There you have it, the kind of quote that makes me IMMEDIATELY stop and say "I MUST see those films!" (Actually my first thought was "wtf, "Jap Star Wars?! Really?!" and then I remember that this was the 80s, and that this isn't the first nonfiction book I've read where film executives talk like that. And worse. I'm saving the rants for the book review.) This is how I find myself hours later still looking at Youtube videos, because it's like eating potato chips, one leads to another and then another...

 

Message from Space (1978) (IMDB)

First, here's the wikipedia page, which has one of the longest plot summaries I've ever seen for a film on wikipedia (I did not read it all, let me know if I've missed anything comic). And now, you MUST go watch this:

 

Message From Space trailer (Youtube, 3 min)

 

That just screams Fodder for MST3K. Also there are SO many things there that I recognize from anime and now want to go check the dates and see which came first. In particular, that spaceship shaped like a clipper ship - because I automatically think of Captain Harlock space pirate anime. But then there are MANY such things in Message from Space that seem similar to other film/anime/etc. - but specifically Star Wars. A great summery is this video, which also has many, many clips of the film alongside clips from Star Wars:

 

Mike Matei Message From Space Review (Youtube, 2012, 8min)

 

If the trailer made me think that the film might be humorously bad but dull, that review made me feel it might not be quite so dull. But still definitely bad.

 

[No matter what wikipedia calls it, I am never calling Star Wars anything with "A New Hope" tacked on. It was Star Wars in 1977 when I saw it in the theatre, and it'll always be Star Wars, no additional title needed. So there, George Lucas.]

 

At this point I could go on about good-bad space films that exist only to feed off of the late 1970s mania for Star Wars - but that would be a really long tangent. And I should go ahead and talk about the second film, which is much less fun than I thought it'd be.

 

The Passage (1979) (IMDB)

On its wikipedia page there's the following quote from Leonard Maltin's Movie Guide:

"Trashy WW2 story of Basque guide Quinn helping chemist Mason and his family escape over the Pyrenees with Nazi fanatic McDowell in hot pursuit. McDowell's campy performance must be seen to be disbelieved."

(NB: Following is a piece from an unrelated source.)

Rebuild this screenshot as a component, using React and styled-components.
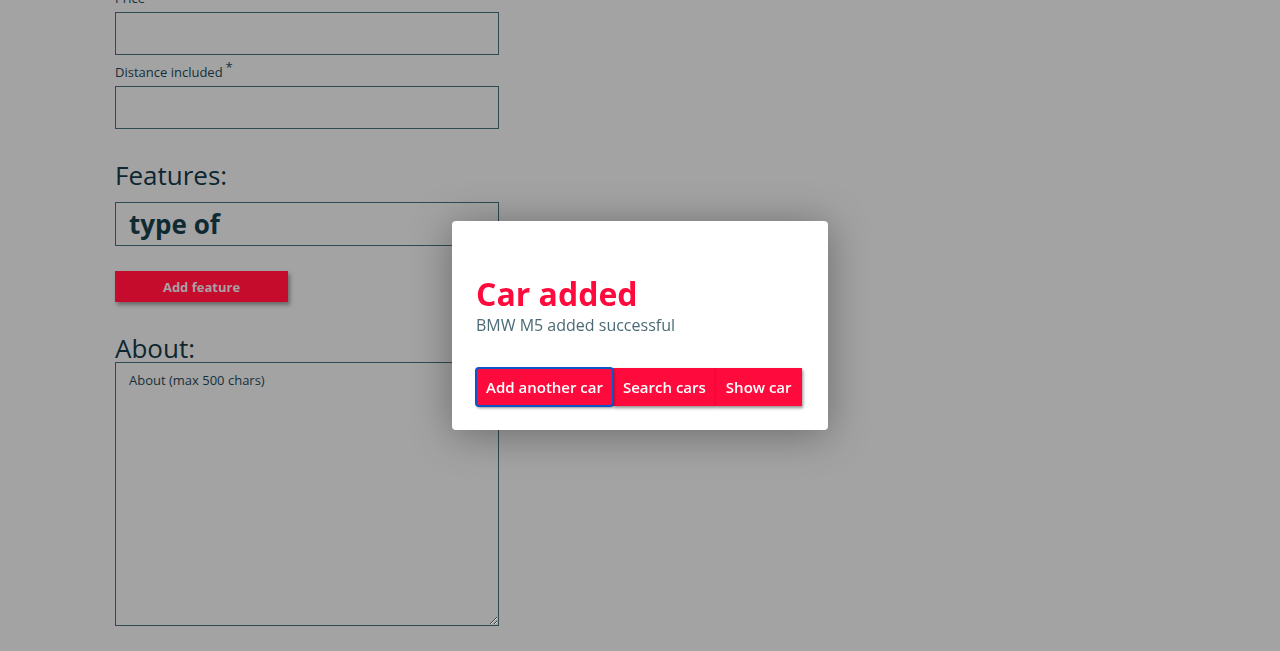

So I was really hopeful at that point that it was going to be more campy and less sadism. After all, Final Cut had referenced "a sex-crazed Gestapo agent who ran around in a jockstrap adorned by a swastika." I thought that scenario would have to be comedic. But nope, I was wrong.

 

There are a few YouTube clips from the film (you can easily dig up the others), but the one I'm going to post has none of the original audio and instead is set to an Anthrax song. Depending how you feel about Anthrax, you can mute it. Er, if you still want to see it after I describe it.

 

The Passage (1979) Tribute (Youtube, 4min)

 

Judging (somewhat unfairly, though I do know a lot about the history of films churned out in the 1970s) from the clips I've seen, this is a film trying to be really edgy with the sadism of the lead villain, McDowell's nazi, Capt. Von Berkow. And here's where I really should have remembered watching him in the 1979 Caligula, which I'd rented with some friends thinking it'd be total campy bad film night. And no, it was mostly just gross and very non-funny.

 

The scene where McDowell is in a jockstrap (in The Passage, not Caligula!) - and here I'm just basing this on what I know about the film's plot, characters, and the clips in that 4min video - is when he's with actress Kay Lenz and his character has somehow forced her into having sex with him. I assume in one of those "or else I'll kill your loved ones" set ups where the woman has no choice. It might have come off campy if Lenz hadn't managed to look as upset in her reaction shots - because even without hearing the audio you can see that McDowell's really hamming it up in his gestures. (The film also has a scene where Christopher Lee is set on fire by McDowell, which I wouldn't call enjoyable - though in the clip that I saw you don't see much, there's no gory detail. Not to mention it's not the first or even 20th time I've seen Lee die in a gruesome manner, because I've watched most of his vampire movies.)

 

So enough said about that. On the up side, this is now a bad movie I don't have to bother to watch. And suddenly I find this a wonderful thing, that Youtube has saved me so many hours of bad movie watching, when I can now screen a few scenes ahead of time and figure out if it's the right level of bad movie for me to enjoy.

 

So I'm now off to watch more of Mike Matei's and Cinnemasacre's film reviews. Because in there are the kinds of bad films I can happily enjoy. For example:

 

Monolith Monsters review by Matt Matei (wikipedia) (youtube, 7min)

 

Actually this is the kind of movie that desperately needs an MST3K-ization or you'll drift off to sleep before the action happens. Or alternately you'll learn the dangers of becoming a geologist and picking up strange rocks. (Spoiler, there is no giant humanoid rock monster. Imagine the kids seeing that in 1957 and how incredibly pissed off they were! Well, I'd have been, anyway.)